Introduction: In-flight medical and surgical emergencies (IMEs) onboard commercial aircrafts occur quite commonly. However, little epidemiological research exists concerning these incidents.
Methods: Thirty-two European airlines were asked to provide anonymous data on medical flight reports of IMEs for the years 2002 to 2007. The total number of incidents was correlated to revenue passenger kilometers (rpk). Additionally, on-board births and deaths, flight diversions, flight routes (continental/intercontinental) and involvement of a physician or medical professional in providing therapy were analysed.

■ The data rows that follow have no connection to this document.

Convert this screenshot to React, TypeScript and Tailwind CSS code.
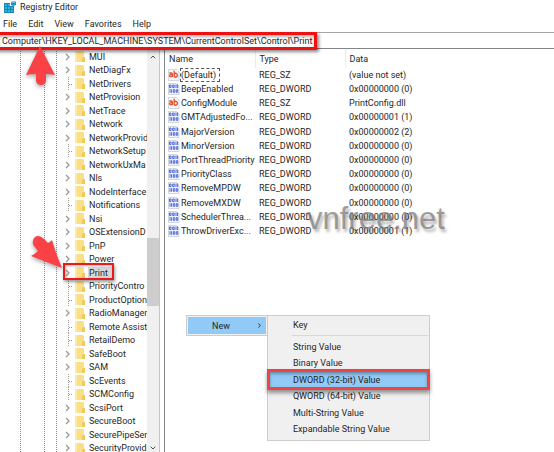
import { ChevronDown, ChevronRight, ChevronUp } from "lucide-react";

type TreeItem = { name: string; leaf?: boolean };
type RegValue = { name: string; type: string; data: string };

const keys: TreeItem[] = [
  { name: "MUI" },
  { name: "NetDiagFx" },
  { name: "NetDrivers", leaf: true },
  { name: "NetProvision" },
  { name: "NetTrace" },
  { name: "Network" },
  { name: "NetworkProvid" },
  { name: "NetworkSetup", leaf: true },
  { name: "NetworkUxMa" },
  { name: "Nls" },
  { name: "NodeInterface" },
  { name: "Notifications", leaf: true },
  { name: "Nsi" },
  { name: "OSExtensionD" },
  { name: "PnP" },
  { name: "Power" },
  { name: "Print" },
  { name: "PriorityContro", leaf: true },
  { name: "ProductOption", leaf: true },
  { name: "RadioManager" },
  { name: "Remote Assist", leaf: true },
  { name: "RetailDemo", leaf: true },
  { name: "SafeBoot" },
  { name: "SAM" },
  { name: "ScEvents", leaf: true },
  { name: "SCMConfig", leaf: true },
  { name: "ScsiPort" },
  { name: "SecureBoot" },
  { name: "SecurePipeSer" },
  { name: "SecurityProvid" },
];

const values: RegValue[] = [
  { name: "(Default)", type: "REG_SZ", data: "(value not set)" },
  { name: "BeepEnabled", type: "REG_DWORD", data: "0x00000000 (0)" },
  { name: "ConfigModule", type: "REG_SZ", data: "PrintConfig.dll" },
  { name: "GMTAdjustedFo...", type: "REG_DWORD", data: "0x00000001 (1)" },
  { name: "MajorVersion", type: "REG_DWORD", data: "0x00000002 (2)" },
  { name: "MinorVersion", type: "REG_DWORD", data: "0x00000000 (0)" },
  { name: "PortThreadPriority", type: "REG_DWORD", data: "0x00000000 (0)" },
  { name: "PriorityClass", type: "REG_DWORD", data: "0x00000000 (0)" },
  { name: "RemoveMPDW", type: "REG_DWORD", data: "0x00000000 (0)" },
  { name: "RemoveMXDW", type: "REG_DWORD", data: "0x00000000 (0)" },
  { name: "SchedulerThrea...", type: "REG_DWORD", data: "0x00000000 (0)" },
  { name: "ThrowDriverExc...", type: "REG_DWORD", data: "0x00000001 (1)" },
];

const newItems = [
  "String Value",
  "Binary Value",
  "DWORD (32-bit) Value",
  "QWORD (64-bit) Value",
  "Multi-String Value",
  "Expandable String Value",
];

function RegeditIcon() {
  return (
    <svg width="12" height="12" viewBox="0 0 12 12" aria-hidden="true">
      <path d="M0 2h6v3h4v7H0z" fill="#1687b8" />
      <path d="M1 3h2v2H1zM4 3h2v2H4zM1 6h2v2H1zM4 6h2v2H4zM7 6h2v2H7zM1 9h2v2H1zM4 9h2v2H4zM7 9h2v2H7z" fill="#36b0dc" />
      <path d="M7 1l3-1 2 1v3l-3 1-2-1z" fill="#1f93c4" />
      <path d="M7 1l2 1 3-1-2-1z" fill="#7fd3ee" />
    </svg>
  );
}

function FolderIcon() {
  return (
    <svg width="11" height="13" viewBox="0 0 11 13" className="shrink-0" aria-hidden="true">
      <path d="M0 1h8l1 1v5h1v5H0z" fill="#fbdf86" />
      <path d="M0 1h2v11H0z" fill="#fde9a3" />
      <path d="M8 7h2v5H7V9z" fill="#f2c957" />
    </svg>
  );
}

function Branch({ leaf }: { leaf?: boolean }) {
  return (
    <svg width="18" height="14" viewBox="0 0 18 14" className="shrink-0" aria-hidden="true">
      {leaf ? (
        <path d="M11.5 0v14M12 7.5h4" stroke="#9a9a9a" strokeDasharray="1 1" fill="none" />
      ) : (
        <path d="M9 4l3 3-3 3" stroke="#9a9a9a" strokeWidth="1.3" fill="none" />
      )}
    </svg>
  );
}

function ValueIcon({ text }: { text: boolean }) {
  return (
    <svg width="12" height="12" viewBox="0 0 12 12" className="shrink-0" aria-hidden="true">
      <path d="M.5.5h8l2.500 2.500v8.500H.5z" fill="#f4f5f8" stroke="#c2c6d0" strokeWidth=".7" />
      {text ? (
        <g stroke="#e2502c" strokeWidth="1.3" fill="none">
          <path d="M1.400 4h1.800c.8 0 1.200.4 1.200 1.200V8M4.400 5.600H2.800c-1.600 0-1.600 2.200 0 2.200 1 0 1.600-.4 1.600-1.200" />
          <path d="M6.200 1.800V8.200M6.200 5c.9-1.200 3.200-1 3.200 1.300S7.100 8.600 6.200 7.500" />
        </g>
      ) : (
        <g stroke="#3a59e0" strokeWidth=".9" fill="none">
          <path d="M1.500 2h1.500v2.600H1.500zM4.700 2h1.500v2.600H4.700zM8 1.500V5M9.600 1.500V5" />
          <path d="M2 6.200V9.800M3.600 6.200V9.800M5.300 6.700h1.500v2.600H5.300zM8.300 6.700h1.500v2.600H8.300z" />
        </g>
      )}
    </svg>
  );
}

function Tree() {
  return (
    <nav aria-label="Registry keys" className="flex w-40 shrink-0 overflow-hidden border-r border-[#c4c6cc]">
      <div className="w-5 shrink-0" />
      <div className="w-6 shrink-0 border-l border-dotted border-[#8c8c8c]" />
      <div className="w-3 shrink-0 border-l border-dotted border-[#8c8c8c]" />
      <ul className="min-w-0 flex-1 overflow-hidden border-l border-dotted border-[#8c8c8c] pt-px">
        {keys.map((key) => (
          <li key={key.name} className="flex items-center odd:h-[13px] even:h-[14px]">
            <Branch leaf={key.leaf} />
            <FolderIcon />
            <button
              className={`ml-[2px] px-px leading-3 whitespace-nowrap ${key.name === "Print" ? "bg-[#d9d9d9] pr-1" : ""}`}
            >
              {key.name}
            </button>
          </li>
        ))}
      </ul>
      <div className="flex w-3 shrink-0 flex-col items-center bg-[#f0f0f0] text-[#505050]">
        <ChevronUp size={8} strokeWidth={3} className="mt-1 shrink-0" />
        <div className="h-[177px] shrink-0" />
        <div className="h-[68px] w-full shrink-0 bg-[#cdcdcd]" />
        <ChevronDown size={8} strokeWidth={3} className="mt-auto shrink-0" />
      </div>
    </nav>
  );
}

function ValueList() {
  return (
    <main className="ml-1 min-w-0 flex-1 border-l border-[#82858c]">
      <table className="w-full table-fixed border-collapse text-left">
        <thead>
          <tr className="h-[19px]">
            <th className="w-[90px] border-r border-[#ececec] pl-1 font-normal">Name</th>
            <th className="w-[90px] border-r border-[#ececec] pl-1 font-normal">Type</th>
            <th className="pl-1 font-normal">Data</th>
          </tr>
        </thead>
        <tbody>
          {values.map((v) => (
            <tr key={v.name} className="h-[14px] whitespace-nowrap nth-[5n]:h-[15px]">
              <td className="p-0 pl-[3px]">
                <div className="flex h-[14px] items-center">
                  <ValueIcon text={v.type === "REG_SZ"} />
                  <span
                    className={
                      v.name === "(Default)"
                        ? "border border-dashed border-[#555] pr-[3px] leading-3"
                        : "pl-px leading-3"
                    }
                  >
                    {v.name}
                  </span>
                </div>
              </td>
              <td className="p-0 pl-1 leading-3">{v.type}</td>
              <td className="p-0 pl-1 leading-3">{v.data}</td>
            </tr>
          ))}
        </tbody>
      </table>
    </main>
  );
}

function ContextMenu() {
  return (
    <div className="absolute top-[315px] left-[186px] flex items-start">
      <div className="w-[81px] border border-r-0 border-[#cccccc] bg-[#f0f0f0] p-px">
        <button className="flex h-[17px] w-full items-center bg-[#91c9f7] pr-[3px] pl-6">
          New
          <ChevronRight size={7} strokeWidth={3} className="ml-auto" />
        </button>
      </div>
      <div className="w-[163px] border border-[#cccccc] bg-[#f0f0f0] pt-px pb-[3px]">
        <button className="block h-4 w-full pl-[25px] text-left">Key</button>
        <hr className="mt-[2px] mr-px mb-[2px] ml-6 border-[#d8d8d8]" />
        {newItems.map((item) => (
          <button
            key={item}
            className={`block w-full pl-[25px] text-left odd:h-[17px] even:h-4 ${
              item.startsWith("DWORD") ? "relative bg-[#91c9f7]" : ""
            }`}
          >
            {item}
            {item.startsWith("DWORD") && (
              <span className="absolute -inset-x-px -inset-y-[2px] border-3 border-[#f04343] shadow-[0_3px_4px_rgba(0,0,0,0.4),inset_0_2px_3px_rgba(0,0,0,0.3)]" />
            )}
          </button>
        ))}
      </div>
    </div>
  );
}

function Annotations() {
  return (
    <div className="pointer-events-none absolute inset-0 overflow-hidden">
      <p className="absolute top-[201px] left-[307px] font-['Liberation_Sans',sans-serif] text-[31px] leading-9 text-[#808080]/75 [text-shadow:2px_3px_3px_rgba(0,0,0,0.3)]">
        vnfree.net
      </p>
      <div className="absolute top-8 -left-1 h-[18px] w-[321px] border-3 border-[#ee1111] shadow-[2px_2px_3px_rgba(0,0,0,0.45),inset_0_2px_3px_rgba(0,0,0,0.3)]" />
      <div className="absolute top-[263px] left-[63px] h-[17px] w-[51px] border-2 border-[#e81c1c] shadow-[1px_2px_3px_rgba(0,0,0,0.4),inset_1px_1px_3px_rgba(0,0,0,0.3)]" />
      <svg width="80" height="300" viewBox="0 0 80 300" className="absolute top-0 left-0 drop-shadow-[0_2px_2px_rgba(0,0,0,0.35)]">
        <g fill="#fa4145">
          <path d="M40 46L55 75Q50 74 46 74V81Q45 85 41 85Q37 85 36 81V74Q31 74 26 75Z" />
          <path d="M62 268L31 256Q35 254 38 251L34 246Q31 241 35 237Q39 234 44 239L48 243Q50 242 52 240Q56 254 62 268Z" />
        </g>
      </svg>
    </div>
  );
}

export default function App() {
  return (
    <div className="relative flex h-screen flex-col overflow-hidden bg-white font-[Roboto,sans-serif] text-[9px] leading-3 text-[#262626]">
      <header className="flex h-[13px] shrink-0 items-center gap-1 pl-1">
        <RegeditIcon />
        <h1>Registry Editor</h1>
      </header>
      <div className="flex h-[19px] shrink-0 items-center gap-[11px] pt-[3px] pl-[3px]">
        <button>File</button>
        <button>Edit</button>
        <button>View</button>
        <button>Favorites</button>
        <button>Help</button>
      </div>
      <input
        aria-label="Address"
        className="h-[17px] w-full shrink-0 border-y border-t-[#a5a5a5] border-b-[#82858c] pl-[2px] outline-none"
        defaultValue="Computer\HKEY_LOCAL_MACHINE\SYSTEM\CurrentControlSet\Control\Print"
      />
      <div className="flex min-h-0 flex-1">
        <Tree />
        <ValueList />
      </div>
      <ContextMenu />
      <Annotations />
    </div>
  );
}
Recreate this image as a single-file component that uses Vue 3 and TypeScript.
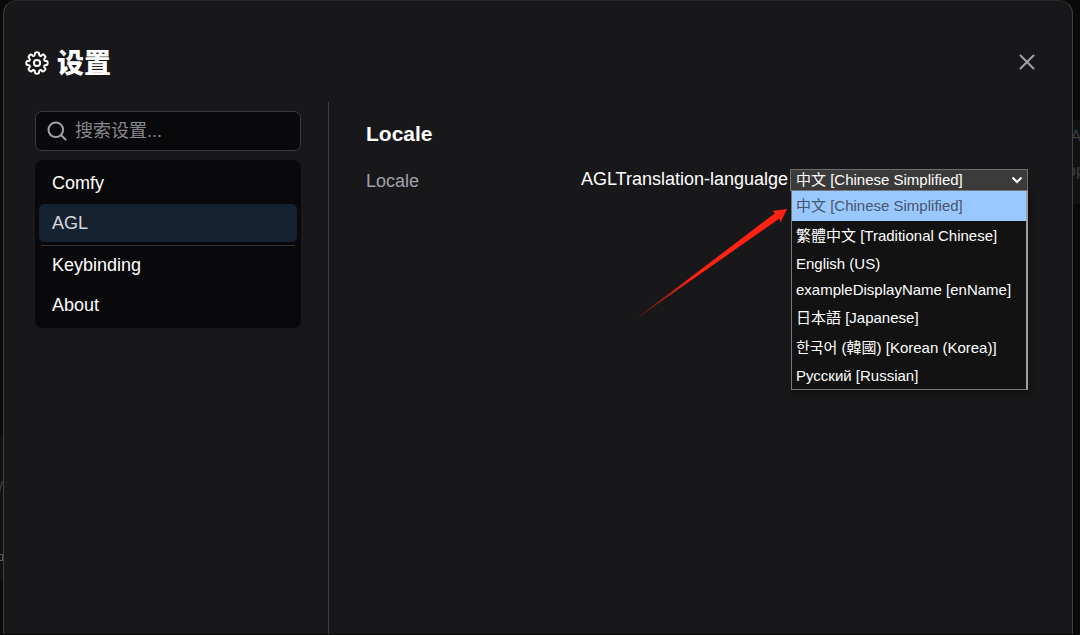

Results: Only four airlines, of which two participated in this study, were able to provide the necessary data. A total of 10,189 cases of IMEs were analysed. Syncope was the most common medical condition reported (5307 cases, 53.5%) followed by gastrointestinal disorders (926 cases, 8.9%) and cardiac conditions (509 cases, 4.9%). The most common surgical conditions were thrombosis (47 cases, 0.5%) and appendicitis (27 cases, 0.25%). In 2.8% of all IMEs, an aircraft diversion was performed. In 86% of cases, a physician or medical professional was involved in providing therapy. A mean (standard deviation) of 14 (+/- 2.3, 10.8 to 16.6 interquartile range) IMEs per billion rpk was calculated.
Conclusions: The study demonstrates that although aviation is regulated by a variety of national and international laws, standardised documentation of IMEs is inadequate and needs further development.
Trial registration: ClinicalTrials.gov NCT00713102.